Techno-economic analysis of energy storage devices for microgrid's ramp rate control using bi-level evaluation method

Abstract

Recently, energy storage devices (ESDs) have been widely deployed to alleviate high ramp rates in microgrids (MGs), thereby enabling the large-scale penetration of renewable energy resources (RERs) into utility grids. However, there is a lack of general guidelines to assist design engineers promptly evaluate the techno-economic benefits of ESDs under various RERs, RERs-load demand combinations and different ESD combinations. A bi-level evaluation method is devised in this study to assess the techno-economic feasibility of deploying ESDs to control the ramp rate of an MG, and comprehensive case studies are performed to answer the following questions: (i) How do the fluctuations in a single RER, hybrid RERs, and a hybrid RERs-load demand combination influence the techno-economic aspects of ESD?, (ii) What type of ESD should be considered to obtain the best techno-economic benefits? The results suggest that the total energy storage requirements for ramp rate control of the MG can be lowered by hybridizing the RERs at a specific location. Specifically, the power and energy capacities can be reduced by up to 19.4 % and 57.6 %, respectively. The results also revealed that failing to account for fluctuations in load demand when calculating the ESD capacity may result in an underestimation of the power and energy capacities of 7.6 % and 14.3 %, respectively.

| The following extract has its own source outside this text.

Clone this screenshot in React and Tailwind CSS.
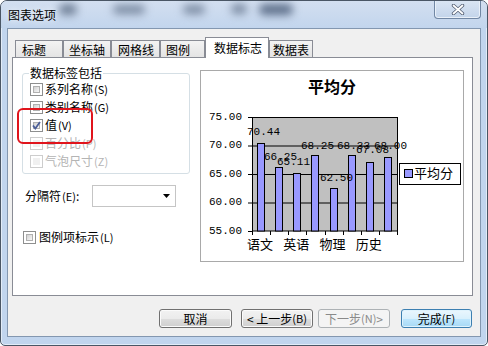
import React from "react";

const cjk = "font-['Noto_Sans_CJK_SC','Noto_Sans',sans-serif]";

const tabs = [
  { label: "标题", cls: "w-[48px] pl-[6px]" },
  { label: "坐标轴", cls: "w-[48px] pl-[5px]" },
  { label: "网格线", cls: "w-[49px] pl-[6px]" },
  { label: "图例", cls: "w-[45px] pl-[5px]" },
  { label: "数据标志", cls: "w-[64px] pl-[8px]", active: true },
  { label: "数据表", cls: "w-[44px] pl-[3px]" },
];

const options = [
  { label: "系列名称", hot: "S" },
  { label: "类别名称", hot: "G" },
  { label: "值", hot: "V", checked: true },
  { label: "百分比", hot: "P", disabled: true },
  { label: "气泡尺寸", hot: "Z", disabled: true },
];

const values = [70.44, 66.25, 65.11, 68.25, 62.5, 68.33, 67.08, 68.0];
// label anchors measured off the preview, in svg coords
const labelPos = [
  [46, 31], [63, 56], [76, 61], [100, 45], [119, 77], [136, 45], [155, 49], [173, 45],
];
const ticks = [
  { v: "75.00", y: 16 },
  { v: "70.00", y: 44.5 },
  { v: "65.00", y: 73 },
  { v: "60.00", y: 101.5 },
  { v: "55.00", y: 130 },
];
const cats = ["语文", "英语", "物理", "历史"];

const slot = 145 / 8;
const toY = (v) => 16 + (75 - v) * 5.7;

function Check({ checked, disabled }) {
  return (
    <span
      className={
        disabled
          ? "relative flex h-[13px] w-[13px] shrink-0 border border-[#cdcdcd] bg-white p-[2px]"
          : "relative flex h-[13px] w-[13px] shrink-0 border border-[#8e8f8f] bg-white p-[2px]"
      }
    >
      <span
        className={
          disabled
            ? "h-full w-full bg-[#f0f0f0]"
            : "h-full w-full border border-[#b0b0b0] bg-gradient-to-br from-[#d2d2d2] to-[#f7f7f7]"
        }
      />
      {checked && (
        <svg width="13" height="13" className="absolute left-[-1px] top-[-1px]">
          <path d="M3 6.5 L5.3 9.5 L10 3" fill="none" stroke="#4b5e98" strokeWidth="1.8" />
        </svg>
      )}
    </span>
  );
}

function Btn({ children, kind = "normal", cls }) {
  const base = "flex h-[19px] items-center justify-center rounded-[3px] border text-[12px] leading-none ";
  const look =
    kind === "default"
      ? "border-[#3c7fb1] bg-[linear-gradient(#eaf6fd_0%,#d9f0fc_50%,#bee6fd_52%,#a7d9f5_100%)] text-black shadow-[inset_0_0_0_1px_#dff3fd]"
      : kind === "disabled"
      ? "border-[#adb2b5] bg-[#f4f4f4] text-[#8a8a8a]"
      : "border-[#707070] bg-[linear-gradient(#f2f2f2_0%,#ebebeb_50%,#dddddd_52%,#cfcfcf_100%)] text-black shadow-[inset_0_0_0_1px_#fbfbfb]";
  return <div className={base + look + " " + cls}>{children}</div>;
}

function Chart() {
  return (
    <svg width="262" height="160" className="block">
      <rect x="51.5" y="16.5" width="145" height="113.5" fill="#c0c0c0" stroke="#000" />
      {[44.5, 73, 101.5].map((y) => (
        <line key={y} x1="51" x2="197" y1={y + 0.5} y2={y + 0.5} stroke="#000" />
      ))}
      {ticks.map((t) => (
        <g key={t.v}>
          <line x1="47" x2="52" y1={t.y + 0.5} y2={t.y + 0.5} stroke="#000" />
          <text
            x="41"
            y={t.y}
            textAnchor="end"
            dominantBaseline="middle"
            fontFamily="Liberation Mono, monospace"
            fontSize="11"
          >
            {t.v}
          </text>
        </g>
      ))}
      {values.map((v, i) => {
        const x = Math.round(51 + i * slot + 5) + 0.5;
        const y = Math.round(toY(v)) + 0.5;
        return (
          <rect key={i} x={x} y={y} width="7" height={130 - y} fill="#9999ff" stroke="#000" />
        );
      })}
      {Array.from({ length: 9 }).map((_, i) => {
        const x = Math.round(51 + i * slot) + 0.5;
        return <line key={i} x1={x} x2={x} y1="130" y2="134" stroke="#000" />;
      })}
      {values.map((v, i) => (
        <text
          key={i}
          x={labelPos[i][0]}
          y={labelPos[i][1]}
          dominantBaseline="middle"
          fontFamily="Liberation Mono, monospace"
          fontSize="11"
        >
          {v.toFixed(2)}
        </text>
      ))}
      {cats.map((c, i) => (
        <text
          key={c}
          x={51 + i * 2 * slot + 8}
          y="144"
          textAnchor="middle"
          dominantBaseline="middle"
          fontFamily="Noto Sans CJK SC, sans-serif"
          fontSize="13"
        >
          {c}
        </text>
      ))}
      <rect x="198.5" y="62.5" width="61" height="21" fill="#fff" stroke="#000" />
      <rect x="203.5" y="68.5" width="8" height="8" fill="#9999ff" stroke="#000" />
      <text
        x="213"
        y="73"
        dominantBaseline="middle"
        fontFamily="Noto Sans CJK SC, sans-serif"
        fontSize="13"
      >
        平均分
      </text>
    </svg>
  );
}

export default function App() {
  return (
    <div className={"h-[346px] w-[488px] bg-white text-black " + cjk}>
      <div className="flex h-full flex-col overflow-hidden rounded-t-[7px] rounded-b-[5px] border border-[#4a5665] bg-[#c1d5ee] shadow-[inset_0_0_0_1px_#e2ecf8]">
        {/* title bar */}
        <div className="relative flex h-[27px] items-start bg-gradient-to-b from-[#d3dff0] to-[#c2d5ed]">
          <div className="absolute left-[58px] top-[3px] h-[11px] w-[18px] rounded-full bg-[#6f7f96] blur-[4px]" />
          <div className="absolute left-[112px] top-[4px] h-[9px] w-[32px] rounded-full bg-[#7a8aa1] blur-[4px]" />
          <div className="absolute left-[182px] top-[4px] h-[9px] w-[22px] rounded-full bg-[#7a8aa1] blur-[4px]" />
          <div className="absolute left-[230px] top-[3px] h-[10px] w-[16px] rounded-full bg-[#7a8aa1] blur-[4px]" />
          <div className="absolute left-[258px] top-[3px] h-[11px] w-[34px] rounded-full bg-[#5d6f8a] blur-[4px]" />
          <span className="relative ml-[7px] self-center pt-[1px] text-[12px] leading-none [text-shadow:0_0_6px_#fff]">
            图表选项
          </span>
          <div className="relative ml-auto mr-[6px] flex h-[19px] w-[47px] -mt-px items-center justify-center rounded-b-[4px] border border-t-0 border-[#7187a4] bg-gradient-to-b from-[#dbe6f4] to-[#c3d4ea] shadow-[inset_0_0_0_1px_#e9f0f9]">
            <svg width="14" height="11">
              <path
                d="M2.5 1.5 L7 5.5 L11.5 1.5 M2.5 9.5 L7 5.5 L11.5 9.5"
                fill="none"
                stroke="#556075"
                strokeWidth="3.4"
                strokeLinecap="round"
              />
              <path
                d="M2.5 1.5 L7 5.5 L11.5 1.5 M2.5 9.5 L7 5.5 L11.5 9.5"
                fill="none"
                stroke="#fff"
                strokeWidth="1.8"
                strokeLinecap="round"
              />
            </svg>
          </div>
        </div>

        {/* client area */}
        <div className="mx-[6px] flex h-[309px] flex-col border border-[#8397b0] bg-[#f0f0f0] pl-[4px] pt-[9px]">
          <div className="flex h-[19px] items-end pl-[3px]">
            {tabs.map((t) =>
              t.active ? (
                <div
                  key={t.label}
                  className={
                    "relative z-10 -mb-px flex h-[21px] items-center border border-b-0 border-[#898c95] bg-white text-[12px] " +
                    t.cls
                  }
                >
                  {t.label}
                </div>
              ) : (
                <div
                  key={t.label}
                  className={
                    "flex h-[17px] items-center border border-b-0 border-[#898c95] bg-gradient-to-b from-[#f3f3f3] to-[#e4e4e4] pt-[1px] text-[12px] " +
                    t.cls
                  }
                >
                  {t.label}
                </div>
              )
            )}
          </div>

          <div className="flex h-[239px] w-[461px] items-start border border-[#898c95] bg-white pl-[9px]">
            {/* left column */}
            <div className="w-[168px] pt-[15px]">
              <div className="relative h-[101px] rounded-[3px] border border-[#d5dfe5] pl-[7px] pt-[6px]">
                <span className="absolute left-[6px] top-[-8px] bg-white px-px text-[12px] leading-[14px]">
                  数据标签包括
                </span>
                {options.map((o) => (
                  <div key={o.hot} className="flex h-[18px] items-center gap-[2px]">
                    <Check checked={o.checked} disabled={o.disabled} />
                    <span
                      className={
                        o.disabled
                          ? "text-[12px] leading-none text-[#b4b4b4]"
                          : "text-[12px] leading-none text-black"
                      }
                    >
                      {o.label}
                      <span className="ml-px text-[11px]">({o.hot})</span>
                    </span>
                  </div>
                ))}
                <div className="absolute left-[-6px] top-[34px] h-[36px] w-[76px] rounded-[6px] border-2 border-[#e0141c]" />
              </div>

              <div className="mt-[11px] flex h-[22px] items-center">
                <span className="w-[70px] pl-[3px] text-[12px] leading-none">
                  分隔符<span className="ml-px text-[11px]">(E)</span>:
                </span>
                <div className="flex h-[22px] w-[84px] items-center justify-end border border-[#c5c5c5] bg-white pr-[4px]">
                  <svg width="8" height="5">
                    <path d="M0 0 H7 L3.5 4 Z" fill="#000" />
                  </svg>
                </div>
              </div>

              <div className="mt-[23px] flex h-[14px] items-center gap-[3px] pl-px">
                <Check />
                <span className="text-[12px] leading-none">
                  图例项标示<span className="ml-px text-[11px]">(L)</span>
                </span>
              </div>
            </div>

            {/* chart preview */}
            <div className="ml-[10px] mt-[12px] h-[192px] w-[264px] border border-[#a9a9a9] bg-white">
              <div className="flex h-[30px] items-center justify-center text-[16px] font-bold leading-none">
                平均分
              </div>
              <Chart />
            </div>
          </div>

          <div className="mt-[13px] flex pl-[147px]">
            <Btn cls="w-[73px]">取消</Btn>
            <Btn cls="ml-[9px] w-[72px]">&lt; 上一步<span className="text-[11px]">(B)</span></Btn>
            <Btn kind="disabled" cls="ml-[5px] w-[72px]">
              下一步<span className="text-[11px]">(N)</span> &gt;
            </Btn>
            <Btn kind="default" cls="ml-[11px] w-[71px]">
              完成<span className="text-[11px]">(F)</span>
            </Btn>
          </div>
        </div>
      </div>
    </div>
  );
}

Regarding the type of ESD, lead-acid batteries were found to be the most expensive option to alleviate the ramp rate of the MG. The results indicated that lithium-ion batteries are the most cost-effective option compared with other types of sole/hybrid combinations. Moreover, it was determined that the initial investment cost and lifetime of the ESD are critical factors in selecting the most suitable ESD/ hybrid ESD for ramp rate control of a MG. In addition, the results demonstrated that hybrid combinations are only economical for stricter ramp rate constraints.